## Short problem
Count every line of the material that holds the string "styles". Respond with the total only.

## Recorded information
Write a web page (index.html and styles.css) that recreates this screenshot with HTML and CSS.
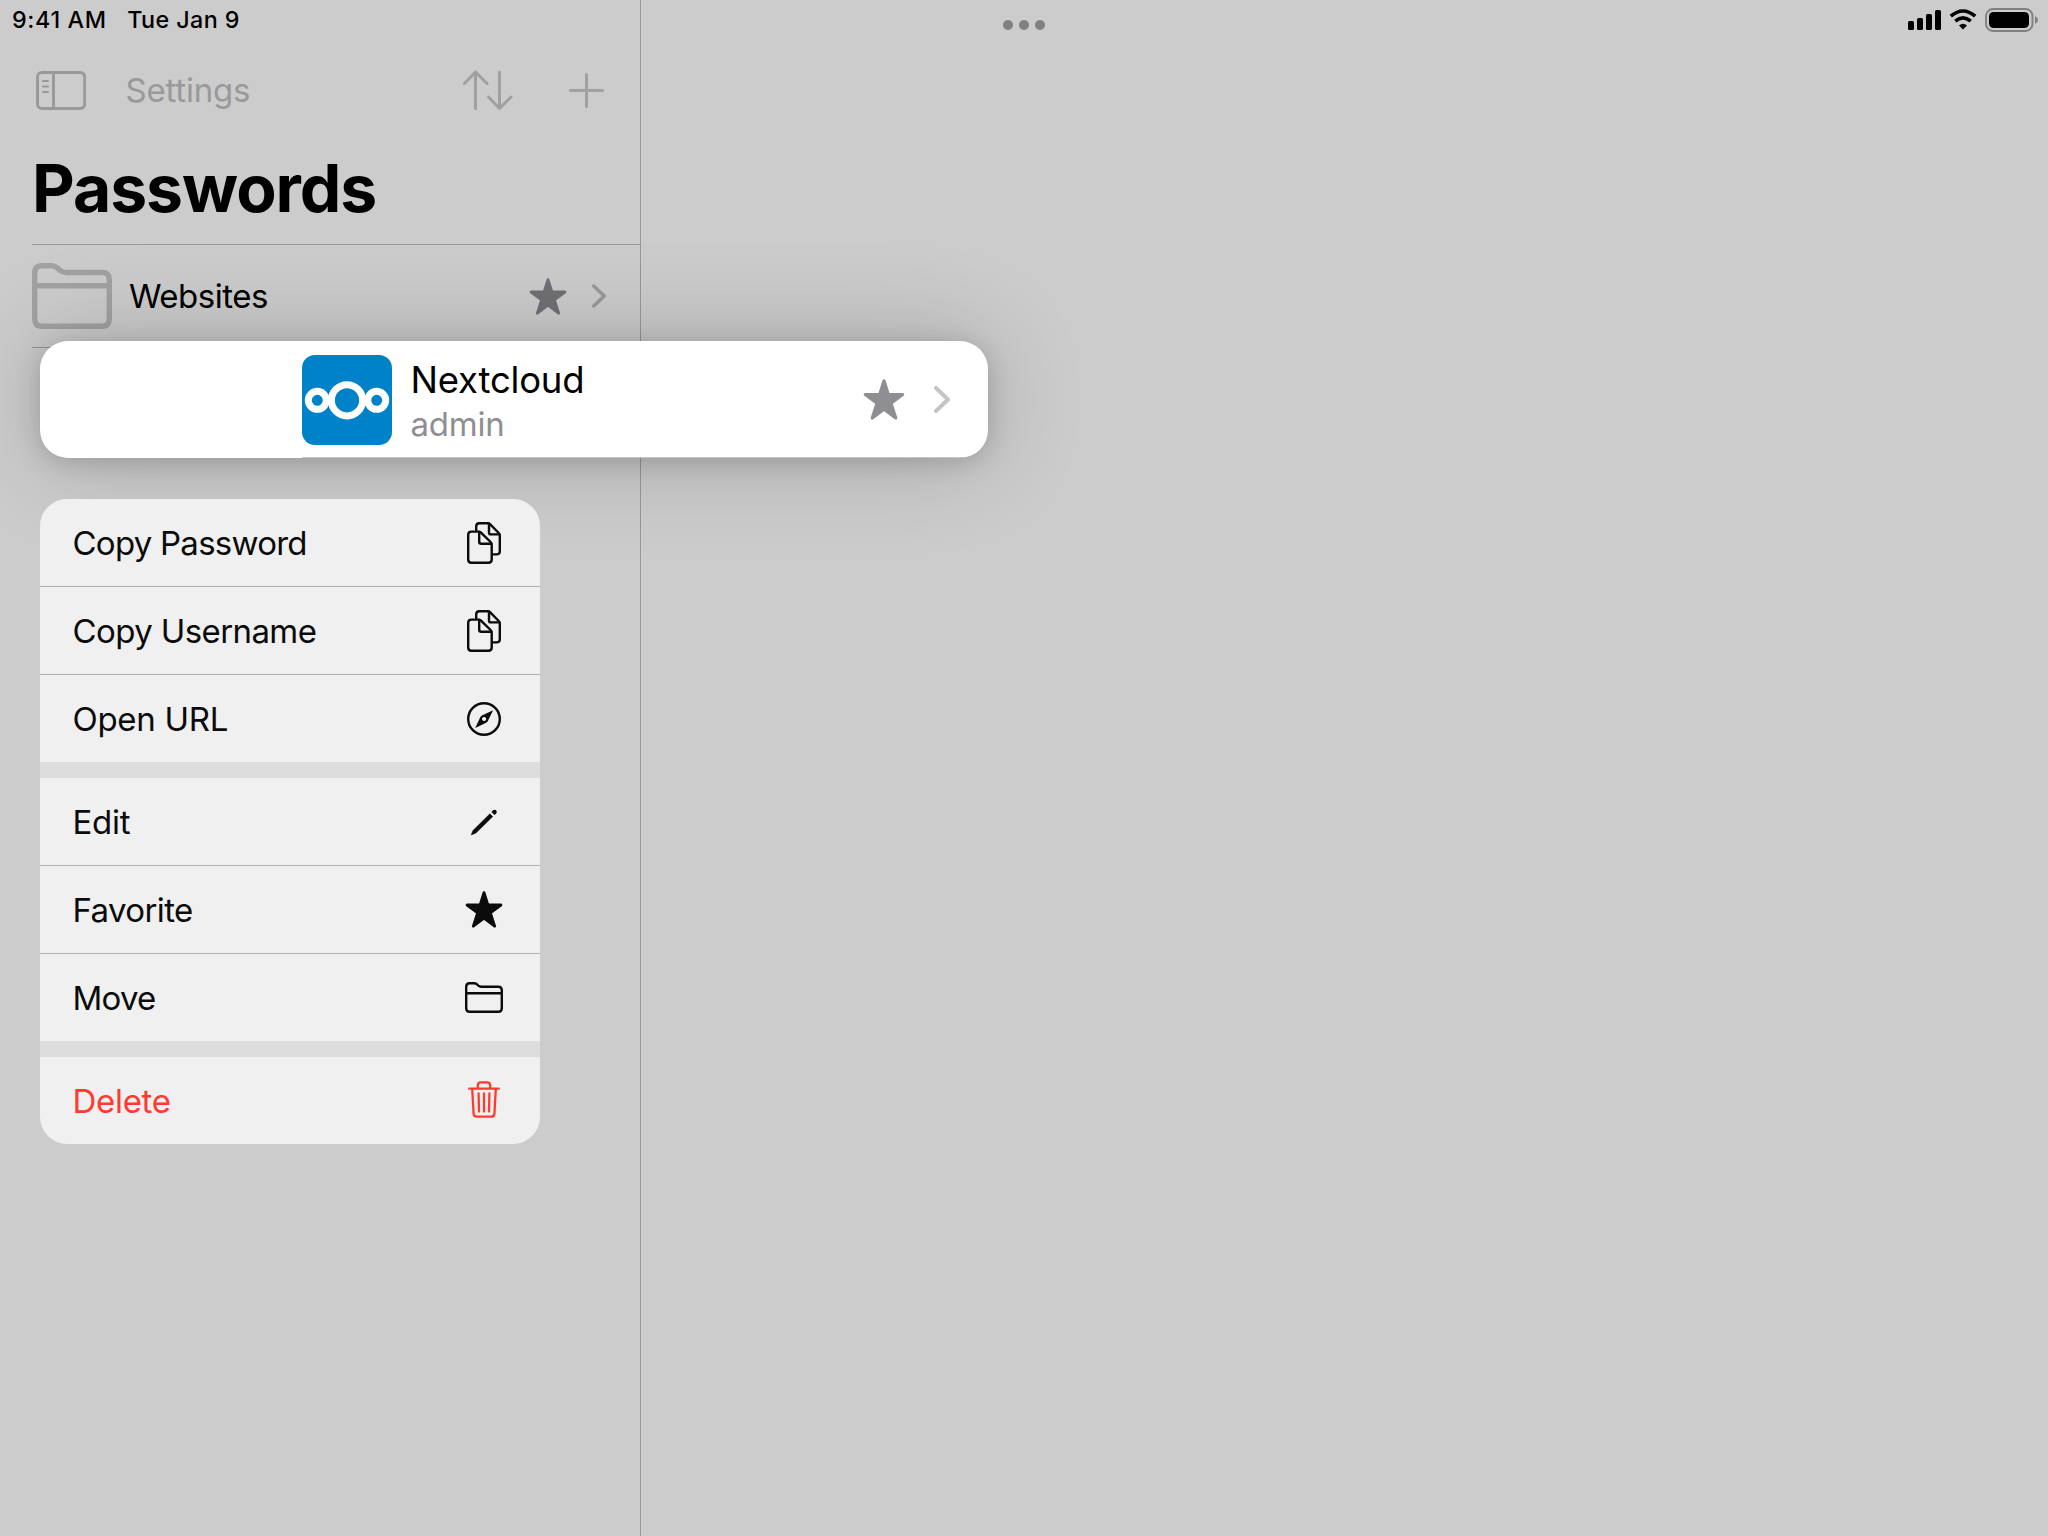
FILE: index.html
```html
<!DOCTYPE html>
<html lang="en">
<head>
<meta charset="utf-8">
<title>Passwords</title>
<link rel="stylesheet" href="styles.css">
</head>
<body>
<svg class="defs" width="0" height="0" aria-hidden="true">
  <symbol id="star" viewBox="0 0.5 40 38.8" preserveAspectRatio="none">
    <path d="M20 2.2 L24.1 15.2 L37.8 15.2 L26.7 23.4 L31.2 37.4 L20 29 L8.8 37.4 L13.3 23.4 L2.2 15.2 L15.9 15.2 Z" fill="currentColor" stroke="currentColor" stroke-width="3" stroke-linejoin="round"/>
  </symbol>
  <symbol id="chevron" viewBox="0 0 16 27">
    <path d="M2 2 L14 13.5 L2 25" fill="none" stroke="currentColor" stroke-width="4" stroke-linecap="round" stroke-linejoin="round"/>
  </symbol>
  <symbol id="docs" viewBox="0 0 34 42">
    <g fill="none" stroke="currentColor" stroke-width="2.4" stroke-linejoin="round" stroke-linecap="round">
      <path d="M9.2 8.5 V4.4 Q9.2 1.2 12.4 1.2 H20.6 Q22 1.2 23 2.2 L31.7 11 Q32.8 12.1 32.8 13.6 V29.2 Q32.8 32.4 29.6 32.4 H26.5"/>
      <path d="M22 1.6 V10.4 Q22 12.4 24 12.4 H32.4"/>
      <path d="M4.4 9.6 H11.6 Q13 9.6 14 10.6 L23.6 20 Q24.7 21.1 24.7 22.6 V37.6 Q24.7 40.8 21.5 40.8 H4.4 Q1.2 40.8 1.2 37.6 V12.8 Q1.2 9.6 4.4 9.6 Z"/>
      <path d="M12.2 10 V19.8 Q12.2 21.8 14.2 21.8 H24.2"/>
    </g>
  </symbol>
</svg>

<div class="screen">
  <header class="status">
    <div class="status-left"><span class="t time">9:41 AM</span><span class="t date">Tue Jan 9</span></div>
    <div class="dots"><i></i><i></i><i></i></div>
    <svg class="indicators" viewBox="0 0 134 24" width="134" height="24">
      <rect x="0" y="13" width="6" height="9" rx="1.6"/><rect x="9" y="10" width="6" height="12" rx="1.6"/><rect x="18" y="6" width="6" height="16" rx="1.6"/><rect x="27" y="2" width="6" height="20" rx="1.6"/>
      <path d="M42.8 8.2 Q55 -2.2 67.2 8.2" fill="none" stroke="#000" stroke-width="3.6"/>
      <path d="M47.3 13.1 Q55 6.7 62.7 13.1" fill="none" stroke="#000" stroke-width="3.6"/>
      <path d="M51 17.4 Q55 14.2 59 17.4 L55 21.6 Z"/>
      <rect x="78" y="1" width="46.5" height="22" rx="7" fill="none" stroke="#808080" stroke-width="1.9"/>
      <rect x="81" y="4" width="40" height="16" rx="4.5"/>
      <path d="M127 8 Q130 9.5 130 12 Q130 14.5 127 16 Z" fill="#808080"/>
    </svg>
  </header>

  <aside class="sidebar">
    <nav class="toolbar">
      <svg class="panel" viewBox="0 0 50 39" width="50" height="39" fill="none" stroke="#999" stroke-width="2.9" stroke-linecap="round">
        <rect x="1.5" y="1.5" width="47.2" height="36" rx="4.5"/>
        <path d="M17.5 1.5 V37.5"/><path stroke-width="2" d="M7 10 H12 M7 15.4 H12 M7 21 H12"/>
      </svg>
      <span class="t settings">Settings</span>
      <svg class="sort" viewBox="0 0 50 41" width="50" height="41" fill="none" stroke="#a0a0a0" stroke-width="3" stroke-linecap="round" stroke-linejoin="round">
        <path d="M12.5 2 V38.5 M1.5 13.5 L12.5 2 L24 13.5"/><path d="M36.5 2 V38.5 M25.5 27 L36.5 38.5 L48 27"/>
      </svg>
      <svg class="plus" viewBox="0 0 35 35" width="35" height="35" stroke="#a0a0a0" stroke-width="3" stroke-linecap="round">
        <path d="M17.5 1.5 V33.5 M1.5 17.5 H33.5"/>
      </svg>
    </nav>
    <h1 class="title"><span class="t">Passwords</span></h1>
    <div class="row">
      <svg class="big-folder" viewBox="0 0 80 66" width="80" height="66" fill="none" stroke="#a2a2a2" stroke-width="5.4" stroke-linejoin="round">
        <path d="M2.7 10 Q2.7 2.7 9.5 2.7 H19.5 Q23 2.7 25.5 5 L28 7.3 Q30.5 9.5 34 9.5 H70 Q77.3 9.5 77.3 16.5 V56 Q77.3 63.3 70 63.3 H10 Q2.7 63.3 2.7 56 Z"/><path d="M3 22.7 H77"/>
      </svg>
      <span class="t websites">Websites</span>
      <svg class="row-star"><use href="#star"/></svg>
      <svg class="row-chevron"><use href="#chevron"/></svg>
    </div>
  </aside>

  <section class="preview">
    <svg class="logo" viewBox="0 0 90 90" width="90" height="90">
      <rect width="90" height="90" rx="13" fill="#0082c9"/>
      <g fill="none" stroke="#fff"><circle cx="45" cy="45.3" r="15.6" stroke-width="7"/><circle cx="15.3" cy="45.3" r="9" stroke-width="7"/><circle cx="74.7" cy="45.3" r="9" stroke-width="7"/></g>
    </svg>
    <div class="account"><span class="t name">Nextcloud</span><span class="t user">admin</span></div>
    <svg class="card-star"><use href="#star"/></svg>
    <svg class="card-chevron"><use href="#chevron"/></svg>
  </section>

  <ul class="menu">
    <li><span class="t tight">Copy Password</span><svg width="34" height="42"><use href="#docs"/></svg></li>
    <li><span class="t snug">Copy Username</span><svg width="34" height="42"><use href="#docs"/></svg></li>
    <li><span class="t">Open URL</span>
      <svg width="34" height="34" viewBox="0 0 34 34"><circle cx="17" cy="17" r="15.8" fill="none" stroke="currentColor" stroke-width="2.4"/><path fill-rule="evenodd" fill="currentColor" d="M26.1 8.2 L20.6 19.4 L19.2 20.8 L8.2 26 L13.5 14.8 L14.9 13.4 Z M17.1 14.9 A2.1 2.1 0 1 0 17.11 14.9 Z"/></svg></li>
    <li class="group"><span class="t">Edit</span>
      <svg width="28" height="28" viewBox="0 0 28 28" fill="currentColor"><path d="M1.2 27 L3 22.4 L19.9 5.8 L22.8 8.6 L6 25 Z" stroke="currentColor" stroke-width=".5" stroke-linejoin="round"/><path d="M21.4 3.9 L23 2.3 Q24.3 1.2 25.7 2 L26.4 2.7 Q27.3 4 26.3 5.3 L24.5 7 Z"/></svg></li>
    <li><span class="t snug">Favorite</span><svg width="38" height="37"><use href="#star"/></svg></li>
    <li><span class="t tight">Move</span>
      <svg width="38" height="31" viewBox="0 0 38 31" fill="none" stroke="currentColor" stroke-width="2.4" stroke-linejoin="round"><path d="M1.2 4.9 Q1.2 1.3 4.6 1.3 H9 Q10.7 1.3 12 2.4 L13.3 3.6 Q14.6 4.7 16.3 4.7 H33.4 Q36.8 4.7 36.8 8.2 V26.3 Q36.8 29.8 33.4 29.8 H4.6 Q1.2 29.8 1.2 26.3 Z M1.3 11.3 H36.7"/></svg></li>
    <li class="group danger"><span class="t">Delete</span>
      <svg width="32" height="37" viewBox="0 0 32 37" fill="none" stroke="currentColor" stroke-width="2.3" stroke-linecap="round" stroke-linejoin="round"><path d="M1.2 7.7 H30.8 M4.2 8 L5.6 32.8 Q5.8 35.7 8.7 35.7 H23.3 Q26.2 35.7 26.4 32.8 L27.8 8 M9.8 7.5 V4.5 Q9.8 1.3 13 1.3 H19 Q22.2 1.3 22.2 4.5 V7.5 M10.6 12.5 L11 30.5 M16 12.5 V30.5 M21.4 12.5 L21 30.5"/></svg></li>
  </ul>
</div>
</body>
</html>
```
FILE: styles.css
```css
* { box-sizing: border-box; }
body { margin: 0; background: #ccc; font-family: Inter, "Liberation Sans", sans-serif; color: #000; }
svg { display: block; flex: none; }
.defs { position: absolute; }
.t { white-space: nowrap; }
.screen { position: relative; width: 2048px; height: 1536px; overflow: hidden; background: #ccc; }

.status { position: absolute; inset: 0 0 auto 0; height: 40px; display: flex; justify-content: space-between; font-size: 23.3px; font-weight: 500; }
.status-left { display: flex; gap: 20.5px; padding-left: 12px; line-height: 39px; width: 996px; }
.time { letter-spacing: .66px; }
.date { letter-spacing: .4px; }
.dots { display: flex; gap: 6px; padding-top: 20px; margin-right: auto; padding-left: 7px; }
.dots i { width: 10px; height: 10px; border-radius: 50%; background: #808080; }
.indicators { margin: 8px 6px 0 0; }

.sidebar { width: 641px; height: 1536px; border-right: 1px solid #999; padding-top: 56px; }
.toolbar { display: flex; align-items: center; height: 68px; padding: 1px 36px 0; font-size: 33px; color: #999; }
.settings { margin-left: 39.5px; padding-bottom: 2px; letter-spacing: -.2px; }
.sort { margin-left: auto; }
.plus { margin-left: 56px; }
.title { margin: 0; height: 120px; padding: 24px 0 0 32px; font-size: 66px; line-height: 80px; font-weight: 700; letter-spacing: -1.05px; }
.row { display: flex; align-items: center; height: 104px; margin-left: 32px; padding-right: 34px; border: solid #999; border-width: 1px 0; font-size: 33px; }
.websites { margin-left: 17px; letter-spacing: -.5px; }
.row-star { width: 38px; height: 37px; margin-left: auto; color: #707075; }
.row-chevron { width: 14px; height: 24px; margin-left: 25px; color: #9a9a9a; }

.preview { position: absolute; left: 40px; top: 341px; width: 948px; height: 117px; border-radius: 28px; display: flex; align-items: center; padding: 0 38px 0 262px; background: linear-gradient(#c6c6c8, #c6c6c8) 262px 116px / 686px 1px no-repeat, #fff; box-shadow: 0 0 100px rgba(0,0,0,.2), 0 4px 24px rgba(0,0,0,.16); }
.account { display: flex; flex-direction: column; margin: 2px 0 0 18.5px; }
.name { font-size: 36.5px; line-height: 46px; letter-spacing: -.2px; }
.user { font-size: 33px; line-height: 42px; letter-spacing: -.2px; color: #8e8e93; }
.card-star { width: 42px; height: 41px; margin-left: auto; color: #8e8e93; }
.card-chevron { width: 16px; height: 27px; margin-left: 29px; color: #c4c4c6; }

.menu { position: absolute; left: 40px; top: 499px; width: 500px; margin: 0; padding: 0; list-style: none; border-radius: 27px; overflow: hidden; background: #f0f0f0; color: #0b0b0b; font-size: 33px; letter-spacing: -.3px; }
.menu li { display: flex; align-items: center; height: 88px; padding-left: 32.5px; border-top: 1px solid #b0b0b0; }
.menu li:first-child { height: 87px; border-top: 0; }
.menu li.group { height: 103px; border-top: 16px solid #ddd; }
.menu svg { margin: 0 56px 0 auto; transform: translateX(50%); }
.tight { letter-spacing: -.75px; }
.snug { letter-spacing: -.6px; }
.menu li.danger { color: #ff3b30; }
.danger svg { margin-bottom: 2px; }
```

## Finished answer
3